У Ивана Ивановича к тому времени поднималось двое ребяток: Андрей и Александр. С детским настойчивым любопытством мальчики рассматривали необычного гостя. Суворов любил детей. Он обласкал их словами, а младшего, Сашу, усадил к себе на колени и принялся разговаривать с ним. Мальчик любопытничал, ухватился за блестевшую рукоять кортика в красивых ножнах. И тогда Александр Васильевич снял оружие, спросил: «Понравился, а, тезка?» Восхищенный, мальчик кивнул и получил драгоценный подарок…
Долго, около шестидесяти лет, кортик святыней хранился у Цыбышевых, он стал особой реликвией города. Его ходили смотреть арзамасцы и приезжие любители достопримечательностей — оружие Суворова, как-никак!

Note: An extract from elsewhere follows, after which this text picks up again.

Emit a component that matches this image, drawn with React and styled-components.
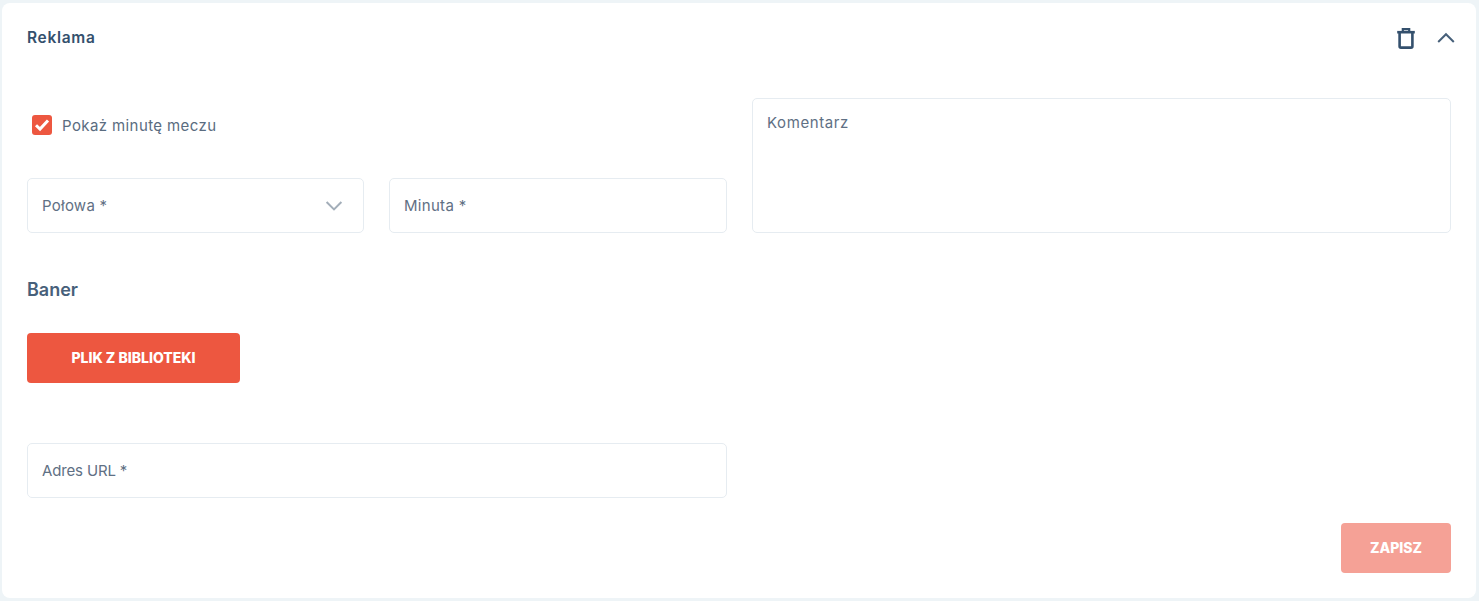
import React from "react";
import styled, { createGlobalStyle } from "styled-components";

const GlobalStyle = createGlobalStyle`
  html, body {
    margin: 0;
    height: 100%;
    background: #eef4f7;
  }
  body {
    font-family: "Inter", "Liberation Sans", sans-serif;
    color: #47596f;
  }
  * { box-sizing: border-box; }
`;

function TrashIcon() {
  return (
    <svg width="24" height="24" viewBox="0 0 24 24" fill="none" stroke="#34506d" strokeWidth="2.6">
      <path d="M3.2 6.2h17.6" />
      <path d="M8.8 6V3.2h6.4V6" strokeWidth="2.2" />
      <path d="M5.6 6.5v13.7c0 .9.5 1.4 1.4 1.4h10c.9 0 1.4-.5 1.4-1.4V6.5" />
    </svg>
  );
}

function Chevron({ up, color, size = 18 }) {
  return (
    <svg width={size} height={size} viewBox="0 0 18 18" fill="none" stroke={color} strokeWidth="2">
      <path d={up ? "M1.2 13 9 5.2l7.8 7.8" : "M1.6 5l7.4 7.4L16.4 5"} />
    </svg>
  );
}

export default function App() {
  return (
    <>
      <GlobalStyle />
      <Card>
        <Header>
          <Title>Reklama</Title>
          <Actions>
            <TrashIcon />
            <Chevron up color="#47607a" />
          </Actions>
        </Header>
        <Columns>
          <LeftColumn>
            <CheckRow>
              <CheckBox>
                <svg width="16" height="16" viewBox="0 0 16 16" fill="none" stroke="#fff" strokeWidth="3">
                  <path d="M2 8.2l4 3.9 8-8.6" />
                </svg>
              </CheckBox>
              <CheckLabel>Pokaż minutę meczu</CheckLabel>
            </CheckRow>
            <FieldRow>
              <SelectBox>
                <span>Połowa *</span>
                <Chevron color="#a3aeb9" />
              </SelectBox>
              <Input placeholder="Minuta *" />
            </FieldRow>
          </LeftColumn>
          <TextArea placeholder="Komentarz" />
        </Columns>
        <SectionTitle>Baner</SectionTitle>
        <LibraryButton>PLIK Z BIBLIOTEKI</LibraryButton>
        <UrlRow>
          <Input $spacing="-0.15px" placeholder="Adres URL *" />
        </UrlRow>
        <Footer>
          <SaveButton disabled>ZAPISZ</SaveButton>
        </Footer>
      </Card>
    </>
  );
}

const Card = styled.div`
  margin: 3px 3px 0 2px;
  height: 595px;
  padding: 0 25px;
  background: #fff;
  border-radius: 8px;
`;

const Header = styled.div`
  display: flex;
  align-items: center;
  justify-content: space-between;
  height: 70px;
`;

const Title = styled.div`
  margin-top: -2px;
  font-size: 15.5px;
  font-weight: 600;
  letter-spacing: 0.7px;
  color: #34506d;
`;

const Actions = styled.div`
  display: flex;
  align-items: center;
  gap: 19px;
  margin-right: -4px;
`;

const Columns = styled.div`
  display: grid;
  grid-template-columns: 700px 699px;
  gap: 25px;
  margin-top: 25px;
`;

const LeftColumn = styled.div`
  display: flex;
  flex-direction: column;
  justify-content: space-between;
`;

const CheckRow = styled.label`
  display: flex;
  align-items: center;
  gap: 10px;
  padding: 17px 0 0 5px;
`;

const CheckBox = styled.span`
  display: flex;
  align-items: center;
  justify-content: center;
  width: 20px;
  height: 20px;
  background: #ed5740;
  border-radius: 3px;
`;

const CheckLabel = styled.span`
  font-size: 15px;
  letter-spacing: 0.4px;
  color: #5a6c80;
`;

const SelectBox = styled.div`
  display: flex;
  align-items: center;
  justify-content: space-between;
  height: 55px;
  padding: 0 20px 0 14px;
  font-size: 15px;
  letter-spacing: 0.25px;
  color: #5f7084;
  border: 1px solid #e6ecf1;
  border-radius: 5px;
`;

const FieldRow = styled.div`
  display: grid;
  grid-template-columns: 337px 338px;
  gap: 25px;
`;

const Input = styled.input`
  width: 100%;
  height: 55px;
  padding: 0 14px;
  font: inherit;
  font-size: 15px;
  letter-spacing: ${(p) => p.$spacing || "0.3px"};
  border: 1px solid #e6ecf1;
  border-radius: 5px;
  outline: none;
  &::placeholder {
    color: #5f7084;
    opacity: 1;
  }
`;

const TextArea = styled.textarea`
  height: 135px;
  padding: 14px 14px;
  font: inherit;
  font-size: 15px;
  letter-spacing: 0.6px;
  border: 1px solid #e6ecf1;
  border-radius: 5px;
  outline: none;
  resize: none;
  &::placeholder {
    color: #5f7084;
    opacity: 1;
  }
`;

const SectionTitle = styled.h3`
  margin: 45px 0 0;
  font-size: 18px;
  line-height: 24px;
  font-weight: 600;
  color: #47607a;
`;

const LibraryButton = styled.button`
  display: block;
  width: 213px;
  height: 50px;
  margin-top: 31px;
  padding: 0 0 2px;
  font-family: inherit;
  font-size: 14px;
  font-weight: 800;
  color: #fff;
  background: #ed5740;
  border: 0;
  border-radius: 4px;
`;

const UrlRow = styled.div`
  width: 700px;
  margin-top: 60px;
`;

const Footer = styled.div`
  display: flex;
  justify-content: flex-end;
  margin-top: 25px;
`;

const SaveButton = styled(LibraryButton)`
  width: 110px;
  margin-top: 0;
  background: #f5a196;
`;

Но вот не стало Ивана Ивановича Цыбышева, дела фамилии пошатнулись, и дошло до того, что сыновья купеческие стали бедствовать. Тогда они и продали кортик арзамасскому помещику Штевену за сто рублей ассигнациями — только-то! С той поры и затерялся след бесценного подарка Суворова Арзамасу…
В младенчестве — на четырех, в молодости — на двух, а в старости — на трех ногах… вот и в такой простенькой загадке раскрывается временная суть человека. Во младости он на четвереньках ползает, потом долгонько, как есть здоровьице, на двух ногах ходит, а в старости невольно добавляет третью — палку-пособницу, трость.
Догадались монахини Арзамасской Алексеевской общины о нужности этой самой третьей ноги и стали готовить ее и поставлять на продажу.
Простую-то палку во всякое время сам себе человек вырежет. А вот обрести долговечную, красивую, благородного облика — за такую надо не копеечки платить, а поболе.